The British had assumed control of Guyana from the Dutch in the late 1700s, but it wasn’t until May 26, 1966 that Guyana’s Golden Arrowhead replaced the Union Jack. The Caribbean nation went on to become a republic on Feb. 23, 1970 and remained a member of the Commonwealth.
The United States has the largest population of Guyanese people outside of the Caribbean nation and a vast majority of Guyanese immigrants live in the American northeast. Some of the largest populations can be found in Richmond Hill, Flatbush, various upstate New York communities and parts of New Jersey. In New York City, sections of Richmond Hill and Ozone Park are known as “Little Guyana” due to a stretch of stores and eateries operated by Guyanese immigrants.
To celebrate the 52nd anniversary of Guyana’s independence, our sister-publication the Queens Tribune profiled four prominent persons of Guyanese descent, displayed below.

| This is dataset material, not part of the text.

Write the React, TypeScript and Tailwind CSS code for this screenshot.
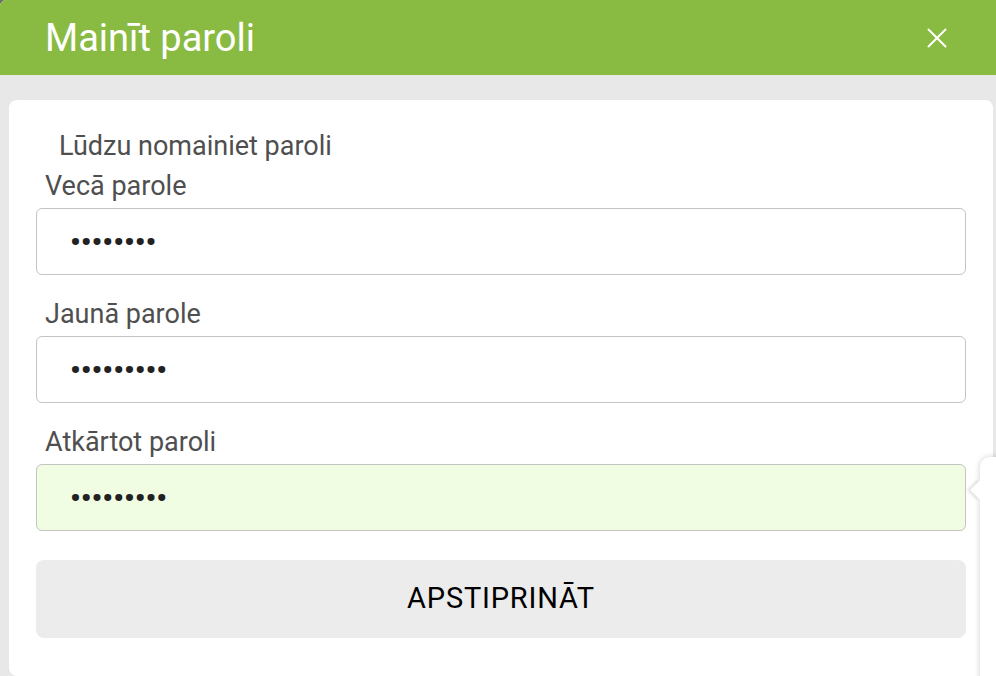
import { X } from "lucide-react";

const fields = [
  { label: "Vecā parole", value: "vecapar1", valid: false },
  { label: "Jaunā parole", value: "jaunapar1", valid: false },
  { label: "Atkārtot paroli", value: "jaunapar1", valid: true },
];

export default function App() {
  return (
    <div className="relative h-[676px] w-[996px] overflow-hidden bg-[#6b6b6b] font-['Roboto',sans-serif]">
      <div className="flex h-full flex-col overflow-hidden rounded-tl-[6px] bg-[#e8e8e8]">
        {/* Header */}
        <div className="flex h-[75px] shrink-0 items-center justify-between bg-[#89bb42] pl-[45px] pr-[42px]">
          <h1 className="text-[38px] font-normal leading-none text-white">Mainīt paroli</h1>
          <X className="h-[34px] w-[34px] text-white" strokeWidth={1.4} />
        </div>

        {/* Body */}
        <div className="flex-1 pl-[9px] pr-[3px] pt-[25px]">
          <div className="h-full rounded-[8px] bg-white px-[27px] pt-[30px]">
            <p className="pl-[23px] text-[27px] leading-[32px] text-[#4f4f4f]">Lūdzu nomainiet paroli</p>

            <div className="mt-[8px] flex flex-col gap-[23px]">
              {fields.map((f) => (
                <div key={f.label} className="flex flex-col gap-[6px]">
                  <label className="pl-[9px] text-[27px] leading-[32px] text-[#4f4f4f]">{f.label}</label>
                  <input
                    type="password"
                    defaultValue={f.value}
                    readOnly
                    className={
                      "h-[67px] w-[930px] rounded-[6px] border border-[#c4c4c4] pl-[33px] text-[30px] font-bold tracking-[0px] text-[#222] outline-none " +
                      (f.valid ? "bg-[#f1fde2]" : "bg-white")
                    }
                  />
                </div>
              ))}
            </div>

            <button className="mt-[29px] flex h-[78px] w-[930px] items-center justify-center rounded-[8px] bg-[#ececec] text-[29px] tracking-[0.8px] text-black">
              APSTIPRINĀT
            </button>
          </div>
        </div>
      </div>

      {/* Validation popup peeking from right edge */}
      <div className="absolute left-[980px] top-[457px] h-[260px] w-[200px] rounded-tl-[10px] bg-white shadow-[0_0_6px_rgba(0,0,0,0.18)]">
        <div className="absolute left-[-7px] top-[26px] h-[14px] w-[14px] rotate-45 bg-white shadow-[-2px_2px_3px_rgba(0,0,0,0.12)]" />
      </div>
    </div>
  );
}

Guyana’s independence celebration kicked off in the city on Sunday with an interfaith service in the Academic Core Building at York College in Jamaica. In Brooklyn, a celebration of the anniversary will run from June 3 to 10 and include a flag-raising ceremony, independence parade, unity concert, festival and cup soccer tournament.
Harris-Stoute was born in Guyana and migrated to the United States in 1993. In 2012, she launched —Guyanese Girls Rock—a blog that celebrates the accomplishments and achievements of Guyanese women across the globe. The blog gew into, Guyanese Girls Rock Foundation, a Queens-based nonprofit that kicked off its leadership academy in January at the Queens Central Library. On June 23, the foundation is hosting its first major fundraiser—the Guyanese Girls Rock Foundation Awards and Luncheon, which will honor 10 women from the Guyanese community with Women of Influence awards.
Linda McPherson, a native of Georgetown, Guyana, arrived in Brooklyn as a teenager accustomed to small-town life. She quickly adapted to New York City’s pace and over the course of two decades has risen through union ranks to become president of District Council 1707 of the American Federation of State, County and Municipal Employees, overseeing 30,000 members in the Tri-state area. McPherson directly credits her success as a union leader to her upbringing in Guyana, where the community base was very strong, much like a union community.
Persaud, who goes by “Ray,” migrated from Guyana to the United States in 1973 at 9 years of age, due to political corruption in his home country at the time. In his 54 years of life, Persaud worked in careers ranging from piloting, to car service, to billing. Since 2009, Persaud has dedicated himself to working for the city’s Department of Corrections, all while serving his fellow South Asian community by acting as the vice president of the DESI Society.
In 2018, Lall-Ramnaraine was awarded the Faculty Excellence in Scholarship award at Queensborough Community College, a milestone in her career researching and designing ionic liquids–liquid salts. The compounds are used in sustainable energy products like longer-lasting lithium ion batteries. After graduating from the University of Guyana in 1995, she settled in Queens and went on to receive a master’s degree in chemistry from Queens College and then a Ph.D. in analytical chemistry from the Graduate Center of the City University of New York.